• GIVEN EXERCISE: Go through the listing below and gather every line with the word "styles".

• INFORMATION SHOWN:
..........

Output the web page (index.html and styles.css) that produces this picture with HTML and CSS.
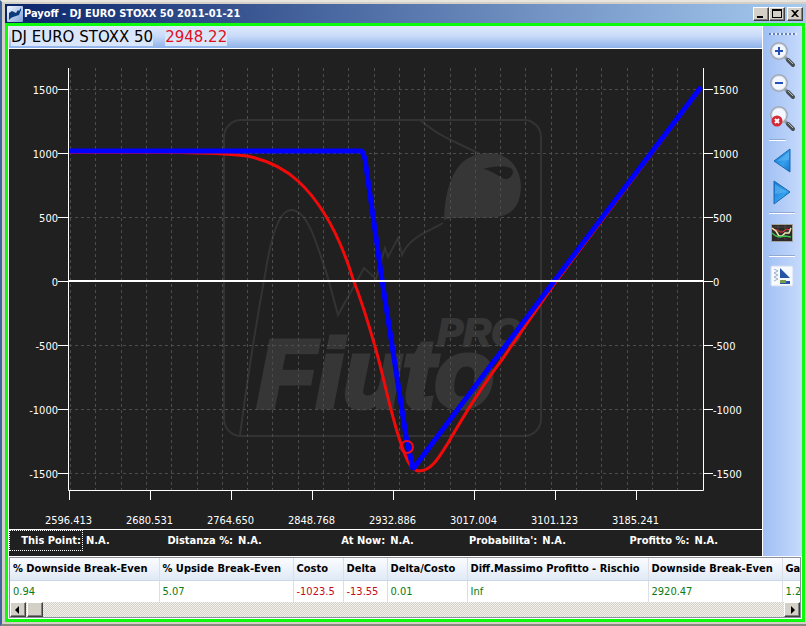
FILE: index.html
```html
<!DOCTYPE html>
<html lang="it">

<head>
    <meta charset="UTF-8">
    <title>Payoff - DJ EURO STOXX 50 2011-01-21</title>
    <link rel="stylesheet" href="styles.css">
</head>

<body>
    <div class="window">
        <header class="titlebar">
            <svg class="app-icon" viewBox="0 0 16 16">
                <defs>
                    <linearGradient id="app" x1="0" y1="0" x2="1" y2="1">
                        <stop offset="0" stop-color="#f4f8ff" />
                        <stop offset="1" stop-color="#7f9fd8" />
                    </linearGradient>
                </defs>
                <rect width="16" height="16" rx="1" fill="url(#app)" />
                <path d="M2 14V7l3-2 2 1 2 1 2-3 1 1 2-3v2l-2 5-3 1-3 1-2 1z" fill="#0d3a78" />
            </svg>
            <span class="title">Payoff - DJ EURO STOXX 50 2011-01-21</span>
            <div class="win-buttons">
                <button type="button" aria-label="Minimize"><svg viewBox="0 0 12 10"><path d="M2 7h6v2H2z" /></svg></button>
                <button type="button" aria-label="Maximize"><svg viewBox="0 0 12 10"><path d="M1 0h10v9H1zM2 2v6h8V2z" fill-rule="evenodd" /></svg></button>
                <button type="button" class="close" aria-label="Close"><svg viewBox="0 0 12 10"><path d="M2 1h2l2 2 2-2h2L7 4.500l3 3.500H8L6 6 4 8H2l3-3.500z" /></svg></button>
            </div>
        </header>

        <main class="content">
            <div class="upper">
                <section class="payoff">
                    <div class="quote"><span>DJ EURO STOXX 50</span><span class="price">2948.22</span></div>

                    <svg class="chart" viewBox="9 49 753 480">
                        <!-- logo -->
                        <g class="logo-line">
                            <rect x="224" y="120" width="317" height="316" rx="17" />
                            <path d="M240 435Q252 345 265 275C271 236 279 210 291 210C309 210 318 249 328 278L338 315L364 268L376 279L385 248L388 257L398 238L402 255C410 236 430 231 443 223" />
                            <path d="M420 120Q435 133 455 142L480 154" />
                        </g>
                        <path class="logo" fill-rule="evenodd" d="M444 219C446 177 459 153 489 153C510 153 521 170 521 187C520 212 506 218 485 218H451L444 220zM483 169C490 170 496 174 502 178C507 181 513 177 513 171C511 165 497 165 483 169z" />
                        <text class="logo logo-name" x="257" y="407">Fiuto</text>
                        <text class="logo logo-pro" x="437" y="346">PRO</text>

                        <!-- grid -->
                        <g id="grid" class="grid"></g>
                        <g id="axes" class="axes">
                            <path d="M68.500 68V490.500H703.500V68" />
                        </g>
                        <g id="labels" class="labels"></g>

                        <!-- curves -->
                        <path class="now" d="M69 152.500H180C205 153 228 153 247 156C267 160 284 168 298 181C324 205 341 240 353 279C362 302 369 325 376 350C384 378 389 407 400 441C406 459 411 471 419 471C431 471 438 459 448 443C463 417 480 389 501 361L555 283L701 88" />
                        <path class="expiry" d="M69 151H362L365 159L382 280L406 436L413 469L555 280L701 87" />
                        <path class="zero" d="M69 281H703" />
                        <circle class="spot" cx="407" cy="447" r="6" />
                    </svg>

                    <dl class="info">
                        <div><dt class="focus">This Point:</dt><dd>N.A.</dd></div>
                        <div><dt>Distanza %:</dt><dd>N.A.</dd></div>
                        <div><dt>At Now:</dt><dd>N.A.</dd></div>
                        <div><dt>Probabilita':</dt><dd>N.A.</dd></div>
                        <div><dt>Profitto %:</dt><dd>N.A.</dd></div>
                    </dl>
                </section>

                <nav class="toolbar">
                    <svg width="0" height="0" class="defs">
                        <defs>
                            <linearGradient id="arrow" x1="0" y1="0" x2="1" y2="1">
                                <stop offset="0" stop-color="#1377cf" />
                                <stop offset=".6" stop-color="#35a0ec" />
                                <stop offset="1" stop-color="#1674cb" />
                            </linearGradient>
                            <g id="lens">
                                <path d="M15 15l3 3" stroke="#8d929c" stroke-width="3" />
                                <path d="M18 18l5 5" stroke="#485056" stroke-width="4" stroke-linecap="round" />
                                <path d="M18 17l5 5" stroke="#b4bcba" stroke-width="1" />
                                <circle cx="9" cy="9" r="8" fill="#f3f7ff" stroke="#a4a8b2" stroke-width="2" />
                                <circle cx="9" cy="9" r="7" fill="none" stroke="#dde5f5" stroke-width="1" />
                            </g>
                        </defs>
                    </svg>
                    <div class="grip"></div>
                    <button type="button" aria-label="Zoom in"><svg viewBox="0 0 26 26"><use href="#lens" /><path d="M5 9h8M9 5v8" stroke="#2450b8" stroke-width="2" /></svg></button>
                    <button type="button" aria-label="Zoom out"><svg viewBox="0 0 26 26"><use href="#lens" /><path d="M5 9h8" stroke="#2450b8" stroke-width="2" /></svg></button>
                    <button type="button" aria-label="Reset zoom"><svg viewBox="0 0 26 26"><use href="#lens" /><circle cx="7" cy="15" r="5.500" fill="#d42a38" /><path d="M5 13l4 4M9 13l-4 4" stroke="#fff" stroke-width="2" /></svg></button>
                    <hr class="short">
                    <button type="button" aria-label="Previous"><svg viewBox="0 0 26 26"><path d="M20 1v23L4 13z" fill="url(#arrow)" stroke="#1769b5" /><path d="M19 4v8L7 13z" fill="#69bdf5" opacity=".5" /></svg></button>
                    <button type="button" aria-label="Next"><svg viewBox="0 0 26 26"><path d="M4 1v23l16-12z" fill="url(#arrow)" stroke="#1769b5" /><path d="M5 4v10l12-2z" fill="#69bdf5" opacity=".5" /></svg></button>
                    <hr>
                    <button type="button" class="tall" aria-label="Payoff chart"><svg viewBox="0 0 26 26"><rect x="1.500" y="4.500" width="21" height="17" fill="#2c2928" stroke="#a3a39c" /><path d="M3 7h18M3 11h18M8 5v15M15 5v15" stroke="#4c4644" /><path d="M2 9l5 1 3 2h3l3-3 5 1" fill="none" stroke="#e33" /><path d="M2 8l4 3 3 5h3l3-3h4l2-5" fill="none" stroke="#ece9b0" stroke-width="1.500" /><path d="M2 13l4 3 4 1 5-1 6 1" fill="none" stroke="#40c050" stroke-width="1.500" /></svg></button>
                    <hr>
                    <button type="button" class="tall" aria-label="Report"><svg viewBox="0 0 26 26"><rect x="1" y="3" width="22" height="20" rx="1" fill="#f7faff" stroke="#d0daec" /><path d="M10 5l10 10H10z" fill="#2454a8" /><path d="M10 18h10v3H10z" fill="#2454a8" /><path d="M10 17h6v3h-6z" fill="#7a9c48" /><path d="M4 6l4 2-4 2 4 2-4 2 4 2-4 2" fill="none" stroke="#9dafca" /></svg></button>
                </nav>
            </div>

            <div class="results">
                <div class="table-view">
                    <table>
                        <colgroup>
                            <col class="c-wide"><col class="c-break"><col class="c-cost"><col class="c-delta"><col class="c-ratio"><col class="c-diff"><col class="c-break"><col class="c-gain">
                        </colgroup>
                        <thead>
                            <tr>
                                <th>% Downside Break-Even</th>
                                <th>% Upside Break-Even</th>
                                <th>Costo</th>
                                <th>Delta</th>
                                <th>Delta/Costo</th>
                                <th>Diff.Massimo Profitto - Rischio</th>
                                <th>Downside Break-Even</th>
                                <th>Ga</th>
                            </tr>
                        </thead>
                        <tbody>
                            <tr>
                                <td>0.94</td>
                                <td>5.07</td>
                                <td class="neg">-1023.5</td>
                                <td class="neg">-13.55</td>
                                <td>0.01</td>
                                <td>Inf</td>
                                <td>2920.47</td>
                                <td>1.2</td>
                            </tr>
                        </tbody>
                    </table>
                </div>
                <div class="scrollbar">
                    <button type="button" aria-label="Scroll left"><svg viewBox="0 0 12 12"><path d="M7 2v8L3 6z" /></svg></button>
                    <div class="thumb"></div>
                    <button type="button" class="right" aria-label="Scroll right"><svg viewBox="0 0 12 12"><path d="M5 2v8l4-4z" /></svg></button>
                </div>
            </div>
        </main>
    </div>
    <script src="chart.js"></script>
</body>

</html>
```
FILE: styles.css
```css
* {
    box-sizing: border-box;
}

body {
    margin: 0;
    background: #d4d0c8;
    color: #000;
    font-family: "DejaVu Sans Condensed", "DejaVu Sans", sans-serif;
    font-size: 11px;
}

button {
    display: flex;
    align-items: center;
    justify-content: center;
    padding: 0;
}

.window {
    padding: 2px 0 2px 2px;
    background: #d4d0c8;
    border-top: 2px solid #e8e5df;
    border-left: 2px solid #3f659e;
    border-bottom: 2px solid #8a877f;
}

/* title bar */
.titlebar {
    display: flex;
    align-items: center;
    height: 19px;
    margin-left: 1px;
    padding: 0 3px 0 2px;
    background: linear-gradient(to right, #0a246a, #a6caf0);
}

.app-icon {
    width: 16px;
    height: 16px;
}

.title {
    flex: 1;
    margin-left: 1px;
    color: #fff;
    font-weight: bold;
    white-space: nowrap;
}

.win-buttons {
    display: flex;
}

.win-buttons button,
.scrollbar button,
.thumb {
    width: 16px;
    height: 14px;
    background: #d4d0c8;
    border: 1px solid;
    border-color: #fff #404040 #404040 #fff;
    box-shadow: inset -1px -1px #808080;
}

.win-buttons svg {
    width: 12px;
    height: 10px;
}

.win-buttons .close {
    margin-left: 2px;
}

/* content */
.content {
    border: 3px solid #0cfa0c;
    margin-right: 1px;
    margin-left: 1px;
}

.upper {
    display: flex;
}

.payoff {
    flex: 1;
    min-width: 0;
    border-left: 1px solid #fff;
    border-right: 1px solid #fff;
    background: #202020;
}

.quote {
    display: flex;
    align-items: center;
    gap: 12px;
    height: 23px;
    padding-left: 2px;
    border-bottom: 1px solid #fff;
    background: linear-gradient(#dfeafd, #c9dbf9 45%, #8fb2ea);
    font-family: "DejaVu Sans", sans-serif;
    font-size: 15px;
    line-height: 17px;
    white-space: nowrap;
}

.quote span {
    background: #dae6fa;
}

.quote .price {
    color: #e0101c;
}

.chart {
    display: block;
    width: 100%;
}

.logo-line {
    fill: none;
    stroke: #333;
    stroke-width: 2;
}

.logo {
    fill: #363636;
}

.logo-name,
.logo-pro {
    font-family: "Liberation Sans", sans-serif;
    font-style: italic;
    font-weight: bold;
    stroke: #363636;
}

.logo-name {
    font-size: 97px;
    stroke-width: 5;
}

.logo-pro {
    font-size: 39px;
    stroke-width: 2;
}

.grid {
    stroke: #4c4c4c;
    stroke-dasharray: 3 3;
}

.axes {
    fill: none;
    stroke: #fff;
}

.labels {
    fill: #fff;
    font-size: 11px;
}

.labels .left {
    text-anchor: end;
}

.labels .bottom {
    text-anchor: middle;
}

.now {
    fill: none;
    stroke: #f00a0a;
    stroke-width: 3;
}

.expiry {
    fill: none;
    stroke: #00f;
    stroke-width: 5;
    stroke-linejoin: bevel;
}

.zero {
    stroke: #fff;
    stroke-width: 2;
}

.spot {
    fill: none;
    stroke: #f00a1e;
    stroke-width: 2;
}

.info {
    display: grid;
    grid-template-columns: repeat(5, 20.2%);
    height: 27px;
    margin: 0;
    border-top: 1px solid #fff;
    overflow: hidden;
    color: #fff;
    font-weight: bold;
    line-height: 20px;
    white-space: nowrap;
}

.info div {
    display: flex;
}

.info dt {
    width: 74px;
    height: 21px;
    padding-right: 1px;
    border: 1px solid transparent;
    text-align: right;
}

.info .focus {
    border: 1px dotted #fff;
}

.info dd {
    margin: 1px 0 0 3px;
}

/* toolbar */
.toolbar {
    width: 39px;
    padding: 7px 4px 0 6px;
    background: linear-gradient(to right, #9fbff3, #c6dafc);
}

.defs {
    position: absolute;
}

.grip {
    width: 28px;
    height: 2px;
    margin-bottom: 4px;
    background: repeating-linear-gradient(to right, #5f7fb8 0 2px, #e8f0ff 2px 4px);
}

.toolbar button {
    width: 28px;
    height: 32px;
    background: none;
    border: 0;
}

.toolbar button.tall {
    height: 38px;
}

.toolbar svg {
    width: 26px;
    height: 26px;
}

.toolbar hr {
    width: 26px;
    height: 2px;
    margin: 3px 0 0;
    border: 0;
    background: #fff;
    border-top: 1px solid #91a9cf;
}

.toolbar .short {
    width: 17px;
    margin: 4px 0;
}

/* results */
.results {
    border-top: 1px solid #fff;
    border-left: 1px solid #fff;
    background: #fff;
    padding: 0 1px 1px 0;
}

.table-view {
    overflow: hidden;
    border: 1px solid #8a8f99;
    border-bottom: 0;
}

table {
    width: 832px;
    table-layout: fixed;
    border-collapse: collapse;
}

.c-wide {
    width: 149px;
}

.c-break {
    width: 134px;
}

.c-cost {
    width: 50px;
}

.c-delta {
    width: 44px;
}

.c-ratio {
    width: 80px;
}

.c-diff {
    width: 181px;
}

.c-gain {
    width: 60px;
}

th,
td {
    height: 22px;
    padding: 0 2px 0 3px;
    border-right: 1px solid #dcdfe6;
    text-align: left;
    white-space: nowrap;
}

th {
    background: linear-gradient(#fafcff, #eef3fb 50%, #dfe8f6);
    border-bottom: 1px solid #ccd8ea;
}

td {
    color: #0c7a14;
}

td.neg {
    color: #c40c20;
}

.scrollbar {
    display: flex;
    gap: 1px;
    height: 16px;
    border: solid #8a8f99;
    border-width: 0 1px 1px;
    background: repeating-conic-gradient(#d4d0c8 0 25%, #f4f2ee 0 50%) 0 0 / 2px 2px;
}

.scrollbar button,
.thumb {
    height: 15px;
}

.scrollbar svg {
    width: 12px;
    height: 12px;
}

.scrollbar .right {
    margin-left: auto;
}
```
FILE: chart.js
```javascript
const NS = 'http://www.w3.org/2000/svg';
const grid = document.getElementById('grid');
const axes = document.getElementById('axes');
const labels = document.getElementById('labels');

function line(parent, x1, y1, x2, y2) {
    const el = document.createElementNS(NS, 'path');
    el.setAttribute('d', `M${x1} ${y1}L${x2} ${y2}`);
    parent.appendChild(el);
}

function label(cls, x, y, text) {
    const el = document.createElementNS(NS, 'text');
    el.setAttribute('class', cls);
    el.setAttribute('x', x);
    el.setAttribute('y', y);
    el.textContent = text;
    labels.appendChild(el);
}

// vertical grid
for (let i = 0; i < 25; i++) {
    const x = 70.5 + Math.round(i * 25.3);
    line(grid, x, 68, x, 490);
}

// y axis, both sides
[1500, 1000, 500, 0, -500, -1000, -1500].forEach((value, i) => {
    const y = 89.5 + i * 64;
    line(grid, 69, y, 703, y);
    line(axes, 58, y, 68, y);
    line(axes, 703, y, 713, y);
    label('left', 58, y + 4.5, value);
    label('right', 713, y + 4.5, value);
});

// x axis
['2596.413', '2680.531', '2764.650', '2848.768', '2932.886', '3017.004', '3101.123', '3185.241'].forEach((value, i) => {
    const x = 69.5 + i * 81;
    line(axes, x, 491, x, 500);
    label('bottom', x - 1, 524, value);
});
```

..........

• FULL SOLUTION:
Output the web page (index.html and styles.css) that produces this picture with HTML and CSS.
    <link rel="stylesheet" href="styles.css">
FILE: styles.css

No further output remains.